Un secondo viene chiamato da Gesù stesso: “Seguimi” (v. 59). Se nel primo incontro Gesù pone l’esigenza di un distacco netto da un grembo materno, da un alveo affettivo securizzante, qui egli chiede un distacco netto dalla figura paterna, facendo balenare una radicalità davvero implacabile e scandalosa: chiede adesione immediata, senza indugi, ma anche una rottura con l’ordine del dovere, dovere famigliare anzitutto, ma anche religioso e sociale, come seppellire il padre. Per vivere il radicalismo cristiano occorre abbandonare padre e madre, e abbandonarli in profondità, altrimenti si resta dei morti viventi, persone incapaci di liberarsi di coloro che ci hanno dato la vita e che, restando legati a loro, rischiano di immettersi in una situazione di morti viventi. C’è un restare fedele a ordini famigliari, sociali e religiosi che diventano un tenere compagnia ai morti (“morti che seppelliscono i loro morti” (cf. 9,60).
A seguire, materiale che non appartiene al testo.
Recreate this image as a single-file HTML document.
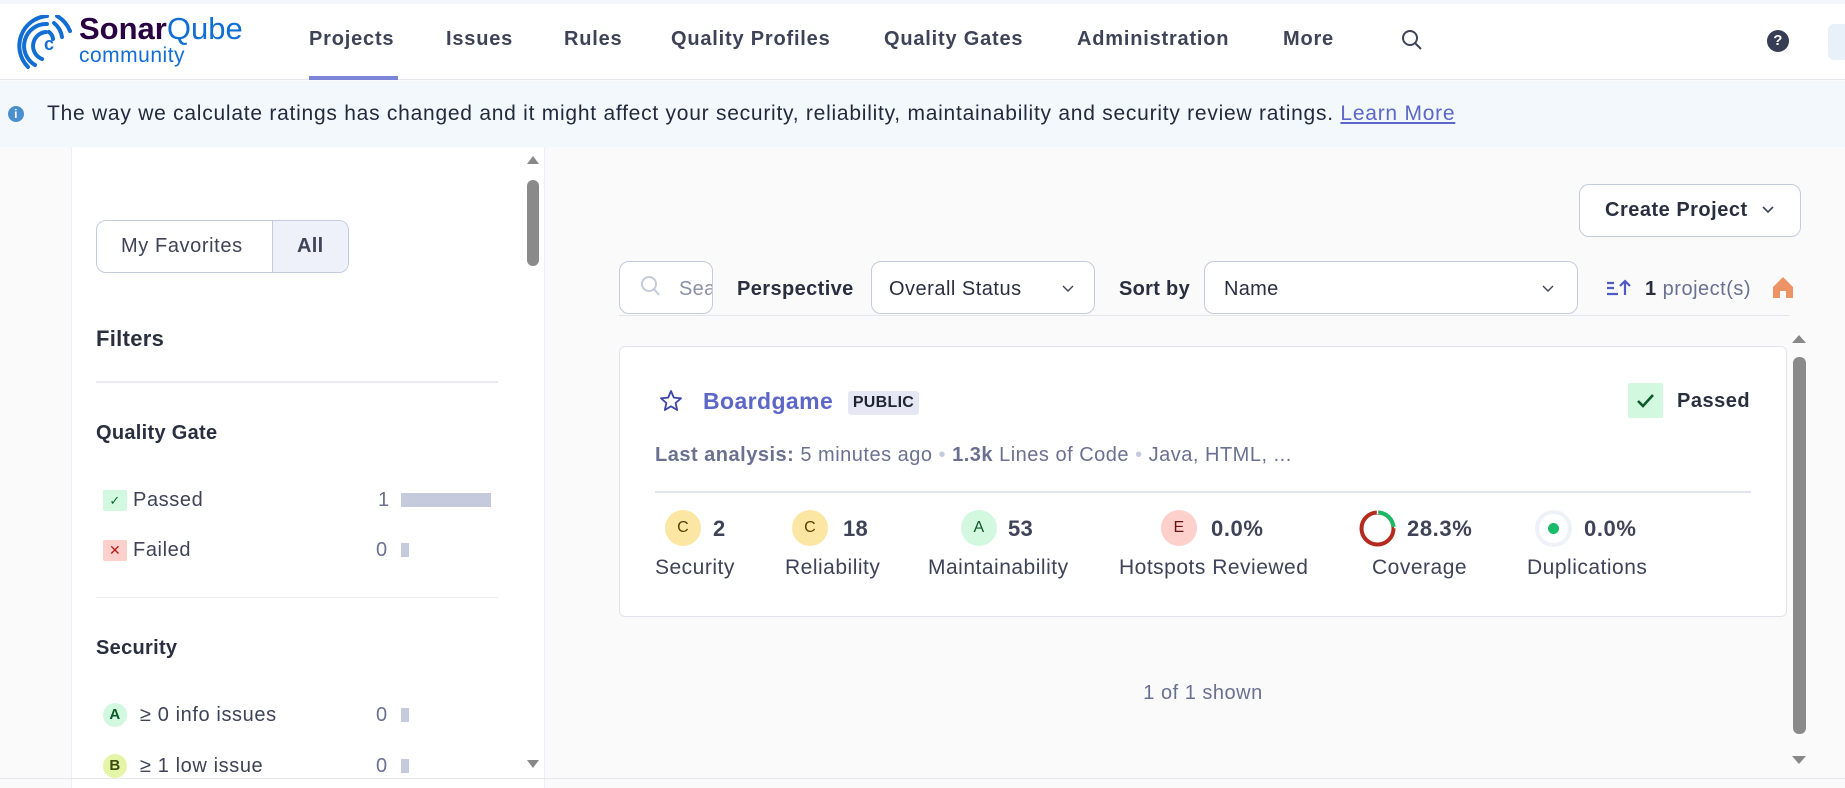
<!DOCTYPE html>
<html><head><meta charset="utf-8"><style>
*{box-sizing:border-box;margin:0;padding:0}
body{width:1845px;height:788px;overflow:hidden;background:#fafafb;font-family:"Liberation Sans",Arial,sans-serif;color:#3e4357;position:relative;letter-spacing:0.3px}
.a{position:absolute;white-space:nowrap}
.t{line-height:30px;height:30px}
.nav{font-size:20px;font-weight:bold;color:#3e4357;top:24px;letter-spacing:0.8px}
.lbl{font-size:20px;color:#3e4357}
.muted{color:#6a7190}
.box{border:1px solid #c5cbdd;border-radius:10px;background:#fff}
.circ{border-radius:50%;text-align:center;font-size:16px;line-height:36px;width:36px;height:36px}
.ml{font-size:21px;letter-spacing:0.5px}
</style></head><body>
<div class="a" style="left:0;top:0;width:1845px;height:4px;background:#f3f6fa"></div>
<div class="a" style="left:0;top:4px;width:1845px;height:76px;background:#fff;border-bottom:1px solid #e4e6ec"></div>
<!-- logo -->
<svg class="a" style="left:14px;top:15px" width="62" height="54" viewBox="0 0 62 54">
<g fill="none" stroke="#126ed3" stroke-width="4" stroke-linecap="round">
<path d="M28 44 A14 14 0 0 1 32 17"/><path d="M35 17 A10 10 0 0 1 39 24" />
<path d="M21 50 A22 22 0 0 1 33 9"/><path d="M40 8 A22 22 0 0 1 48 22"/>
<path d="M14 52 A30 30 0 0 1 33 1"/><path d="M43 1 A30 30 0 0 1 56 16"/>
</g>
<text x="30" y="35" font-size="18" font-family="Liberation Sans" font-weight="bold" fill="#126ed3">c</text>
</svg>
<div class="a" style="left:79px;top:13px;font-size:31px;line-height:32px;letter-spacing:0px;font-weight:bold"><span style="color:#290042">Sonar</span><span style="color:#126ed3;font-weight:normal">Qube</span></div>
<div class="a" style="left:79px;top:45px;font-size:21px;line-height:22px;color:#126ed3;letter-spacing:0.5px">community</div>
<div class="a nav t" style="left:309px">Projects</div>
<div class="a" style="left:309px;top:76px;width:89px;height:4px;background:#7b84d6"></div>
<div class="a nav t" style="left:446px">Issues</div>
<div class="a nav t" style="left:564px">Rules</div>
<div class="a nav t" style="left:671px">Quality Profiles</div>
<div class="a nav t" style="left:884px">Quality Gates</div>
<div class="a nav t" style="left:1077px">Administration</div>
<div class="a nav t" style="left:1283px">More</div>
<svg class="a" style="left:1401px;top:29px" width="22" height="24" viewBox="0 0 22 24"><circle cx="9" cy="9" r="7" fill="none" stroke="#3e4357" stroke-width="2"/><path d="M14 14 L20 20" stroke="#3e4357" stroke-width="2"/></svg>
<div class="a" style="left:1767px;top:30px;width:22px;height:22px;border-radius:50%;background:#363d54;color:#fff;font-size:15px;font-weight:bold;text-align:center;line-height:22px">?</div>
<div class="a" style="left:1828px;top:24px;width:30px;height:36px;border-radius:6px;background:#e8f1fa"></div>
<!-- banner -->
<div class="a" style="left:0;top:81px;width:1845px;height:66px;background:#f3f8fd"></div>
<div class="a" style="left:8px;top:106px;width:16px;height:16px;border-radius:50%;background:#4b8fcf;color:#fff;font-size:12px;font-weight:bold;text-align:center;line-height:16px">i</div>
<div class="a t" style="left:47px;top:99px;font-size:21px;color:#222a3c;letter-spacing:0.75px">The way we calculate ratings has changed and it might affect your security, reliability, maintainability and security review ratings. <span style="color:#5c67c7;text-decoration:underline">Learn More</span></div>
<!-- sidebar -->
<div class="a" style="left:71px;top:147px;width:474px;height:641px;background:#fff;border-left:1px solid #eceef3;border-right:1px solid #eceef3"></div>
<div class="a" style="left:527px;top:152px;width:12px;height:10px;"><svg width="12" height="10"><path d="M0 9 L6 1 L12 9Z" fill="#888"/></svg></div>
<div class="a" style="left:527px;top:180px;width:12px;height:86px;border-radius:6px;background:#8a8a8a"></div>
<div class="a" style="left:527px;top:756px"><svg width="12" height="10"><path d="M0 1 L6 9 L12 1Z" fill="#888"/></svg></div>
<div class="a box" style="left:96px;top:220px;width:253px;height:53px"></div>
<div class="a" style="left:272px;top:221px;width:76px;height:51px;background:#eef1f9;border-left:1px solid #c5cbdd;border-radius:0 9px 9px 0"></div>
<div class="a lbl t" style="left:121px;top:231px;letter-spacing:0.6px">My Favorites</div>
<div class="a lbl t" style="left:297px;top:231px;font-weight:bold">All</div>
<div class="a t" style="left:96px;top:324px;font-size:22px;font-weight:bold;color:#2a2f40">Filters</div>
<div class="a" style="left:96px;top:381px;width:402px;height:2px;background:#eaebee"></div>
<div class="a t" style="left:96px;top:418px;font-size:20px;font-weight:bold;color:#2a2f40">Quality Gate</div>
<div class="a" style="left:103px;top:490px;width:24px;height:21px;background:#d3f8e0;color:#0b6b2f;font-size:13px;text-align:center;line-height:21px;border-radius:2px">✓</div>
<div class="a lbl t" style="left:133px;top:485px;letter-spacing:0.6px">Passed</div>
<div class="a lbl t muted" style="left:378px;top:485px">1</div>
<div class="a" style="left:401px;top:493px;width:90px;height:14px;background:#c5cbdd"></div>
<div class="a" style="left:103px;top:540px;width:24px;height:21px;background:#fdd0cc;color:#b01e1e;font-size:14px;text-align:center;line-height:21px;border-radius:2px">✕</div>
<div class="a lbl t" style="left:133px;top:535px;letter-spacing:0.6px">Failed</div>
<div class="a lbl t muted" style="left:376px;top:535px">0</div>
<div class="a" style="left:401px;top:543px;width:8px;height:14px;background:#c5cbdd"></div>
<div class="a" style="left:96px;top:597px;width:402px;height:1px;background:#eaebee"></div>
<div class="a t" style="left:96px;top:633px;font-size:20px;font-weight:bold;color:#2a2f40">Security</div>
<div class="a" style="left:103px;top:703px;width:24px;height:24px;border-radius:50%;background:#d3f8e0;color:#0b5a25;font-size:15px;font-weight:bold;text-align:center;line-height:24px">A</div>
<div class="a lbl t" style="left:140px;top:700px;letter-spacing:0.6px">≥ 0 info issues</div>
<div class="a lbl t muted" style="left:376px;top:700px">0</div>
<div class="a" style="left:401px;top:708px;width:8px;height:14px;background:#c5cbdd"></div>
<div class="a" style="left:103px;top:754px;width:24px;height:24px;border-radius:50%;background:#e5f5a8;color:#3a4a0a;font-size:15px;font-weight:bold;text-align:center;line-height:24px">B</div>
<div class="a lbl t" style="left:140px;top:751px;letter-spacing:0.6px">≥ 1 low issue</div>
<div class="a lbl t muted" style="left:376px;top:751px">0</div>
<div class="a" style="left:401px;top:759px;width:8px;height:14px;background:#c5cbdd"></div>
<!-- main -->
<div class="a box" style="left:1579px;top:184px;width:222px;height:53px"></div>
<div class="a t" style="left:1605px;top:195px;font-size:20px;font-weight:bold;color:#2a2f40;letter-spacing:0.5px">Create Project</div>
<svg class="a" style="left:1761px;top:205px" width="14" height="10"><path d="M2 2 L7 7 L12 2" fill="none" stroke="#3e4357" stroke-width="1.6"/></svg>
<div class="a box" style="left:619px;top:261px;width:94px;height:53px"></div>
<svg class="a" style="left:640px;top:275px" width="22" height="24"><circle cx="9" cy="9" r="7" fill="none" stroke="#c5cbdd" stroke-width="2"/><path d="M14 14 L19 20" stroke="#c5cbdd" stroke-width="2"/></svg>
<div class="a lbl t" style="left:679px;top:274px;color:#8a90a6;width:33px;overflow:hidden">Search</div>
<div class="a t" style="left:737px;top:274px;font-size:20px;font-weight:bold;color:#2a2f40;letter-spacing:0.4px">Perspective</div>
<div class="a box" style="left:871px;top:261px;width:224px;height:53px"></div>
<div class="a lbl t" style="left:889px;top:274px;color:#2a2f40;letter-spacing:0.5px">Overall Status</div>
<svg class="a" style="left:1061px;top:284px" width="14" height="10"><path d="M2 2 L7 7 L12 2" fill="none" stroke="#3e4357" stroke-width="1.4"/></svg>
<div class="a t" style="left:1119px;top:274px;font-size:20px;font-weight:bold;color:#2a2f40">Sort by</div>
<div class="a box" style="left:1204px;top:261px;width:374px;height:53px"></div>
<div class="a lbl t" style="left:1224px;top:274px;color:#2a2f40">Name</div>
<svg class="a" style="left:1541px;top:284px" width="14" height="10"><path d="M2 2 L7 7 L12 2" fill="none" stroke="#3e4357" stroke-width="1.4"/></svg>
<svg class="a" style="left:1606px;top:279px" width="26" height="18"><g stroke="#4f5ac6" stroke-width="2.2" fill="none"><path d="M1 4h7M1 9h7M1 15h11"/><path d="M19 16V2M14 7l5-5 5 5"/></g></svg>
<div class="a t" style="left:1645px;top:274px;font-size:20px;color:#6a7190;letter-spacing:0.5px"><b style="color:#2a2f40">1</b> project(s)</div>
<svg class="a" style="left:1772px;top:276px" width="22" height="24"><path d="M1 11 L11 1 L21 11 V22 H14 V15 H8 V22 H1Z" fill="#ed9467"/></svg>
<div class="a" style="left:619px;top:315px;width:1171px;height:1px;background:#e4e6ec"></div>
<!-- card -->
<div class="a" style="left:619px;top:346px;width:1168px;height:271px;background:#fff;border:1px solid #e1e4ec;border-radius:6px"></div>
<svg class="a" style="left:659px;top:389px" width="24" height="24" viewBox="0 0 24 24"><path d="M12 2 L14.8 8.6 L22 9.3 L16.6 14 L18.2 21 L12 17.3 L5.8 21 L7.4 14 L2 9.3 L9.2 8.6Z" fill="none" stroke="#3e47a8" stroke-width="1.8" stroke-linejoin="round"/></svg>
<div class="a t" style="left:703px;top:386px;font-size:23px;font-weight:bold;color:#5c67c7;letter-spacing:0.4px">Boardgame</div>
<div class="a" style="left:848px;top:391px;width:71px;height:24px;background:#e5e8f2;border-radius:3px;font-size:16px;font-weight:bold;color:#1f2433;text-align:center;line-height:24px">PUBLIC</div>
<div class="a" style="left:1628px;top:383px;width:35px;height:35px;background:#d3f8e0;border-radius:2px"><svg width="35" height="35"><path d="M10 18 L15 23 L25 12" fill="none" stroke="#0b5a2a" stroke-width="2.6"/></svg></div>
<div class="a t" style="left:1677px;top:386px;font-size:20px;font-weight:bold;color:#2a2f40;letter-spacing:0.5px">Passed</div>
<div class="a t" style="left:655px;top:440px;font-size:20px;color:#6a7190;letter-spacing:0.5px"><b>Last analysis:</b> 5 minutes ago <span style="color:#c5cbdd">•</span> <b>1.3k</b> Lines of Code <span style="color:#c5cbdd">•</span> Java, HTML, ...</div>
<div class="a" style="left:655px;top:491px;width:1096px;height:2px;background:#e1e5f0"></div>
<div class="a circ" style="left:665px;top:510px;background:#fbe7a3;color:#5a3d05">C</div>
<div class="a t" style="left:713px;top:514px;font-size:22px;font-weight:bold">2</div>
<div class="a lbl t ml" style="left:655px;top:553px">Security</div>
<div class="a circ" style="left:792px;top:510px;background:#fbe7a3;color:#5a3d05">C</div>
<div class="a t" style="left:843px;top:514px;font-size:22px;font-weight:bold">18</div>
<div class="a lbl t ml" style="left:785px;top:553px">Reliability</div>
<div class="a circ" style="left:961px;top:510px;background:#d3f8e0;color:#0b5a25">A</div>
<div class="a t" style="left:1008px;top:514px;font-size:22px;font-weight:bold">53</div>
<div class="a lbl t ml" style="left:928px;top:553px">Maintainability</div>
<div class="a circ" style="left:1161px;top:510px;background:#fdd0cc;color:#6b1010">E</div>
<div class="a t" style="left:1211px;top:514px;font-size:22px;font-weight:bold;letter-spacing:0.6px">0.0%</div>
<div class="a lbl t ml" style="left:1119px;top:553px">Hotspots Reviewed</div>
<svg class="a" style="left:1359px;top:510px" width="37" height="37" viewBox="0 0 37 37"><circle cx="18.5" cy="18.5" r="16" fill="none" stroke="#b52a1f" stroke-width="4"/><path d="M19.5 2.5 A16 16 0 0 1 34.5 17" fill="none" stroke="#17bb69" stroke-width="4"/><path d="M18.5 0.5 V4 M35 17.5 H37" stroke="#fff" stroke-width="1.5"/></svg>
<div class="a t" style="left:1407px;top:514px;font-size:22px;font-weight:bold;letter-spacing:0.6px">28.3%</div>
<div class="a lbl t ml" style="left:1372px;top:553px">Coverage</div>
<div class="a" style="left:1535px;top:510px;width:37px;height:37px;border-radius:50%;border:4px solid #eef1f8;background:#fff"></div>
<div class="a" style="left:1548px;top:523px;width:11px;height:11px;border-radius:50%;background:#17bb69"></div>
<div class="a t" style="left:1584px;top:514px;font-size:22px;font-weight:bold;letter-spacing:0.6px">0.0%</div>
<div class="a lbl t ml" style="left:1527px;top:553px">Duplications</div>
<div class="a t" style="left:1203px;top:678px;font-size:20px;color:#6a7190;transform:translateX(-50%);letter-spacing:0.5px">1 of 1 shown</div>
<!-- main scrollbar -->
<svg class="a" style="left:1792px;top:334px" width="14" height="10"><path d="M0 9 L7 1 L14 9Z" fill="#888"/></svg>
<div class="a" style="left:1793px;top:357px;width:13px;height:377px;border-radius:6px;background:#8a8a8a"></div>
<svg class="a" style="left:1792px;top:755px" width="14" height="10"><path d="M0 1 L7 9 L14 1Z" fill="#888"/></svg>
<div class="a" style="left:0;top:778px;width:1845px;height:1px;background:#e4e6ec"></div>
</body></html>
Infine, un’ultima persona si propone di seguire Gesù, ma anteponendo una condizione: “Ti seguirò, ma prima permetti che mi congedi da quelli di casa mia” (9,61). Si tratta del difetto grave di chi pone condizioni alla radicalità cristiana. Qui ciò che viene preposto è il saluto, il congedo da quelli della famiglia: dopo il richiamo a madre e padre, ecco il più ampio gruppo parentale. Ci sono legami con il passato che occorre recidere altrimenti non inizierà mai una vita nuova e si resterà sempre nella vecchia vita. Si resterà nella morte. Gesù risponde: “Nessuno che mette mano all’aratro e poi si volge indietro è adatto al Regno di Dio” (9,62). C’è un volgersi nostalgicamente indietro, un guardare a ciò che è alle spalle, che immobilizza e impedisce il cammino, come ben sa la moglie di Lot, che, per quanto avvisata di non farlo, durante la sua fuga da Sodoma guardò indietro e restò paralizzata (Gen 19,17.26).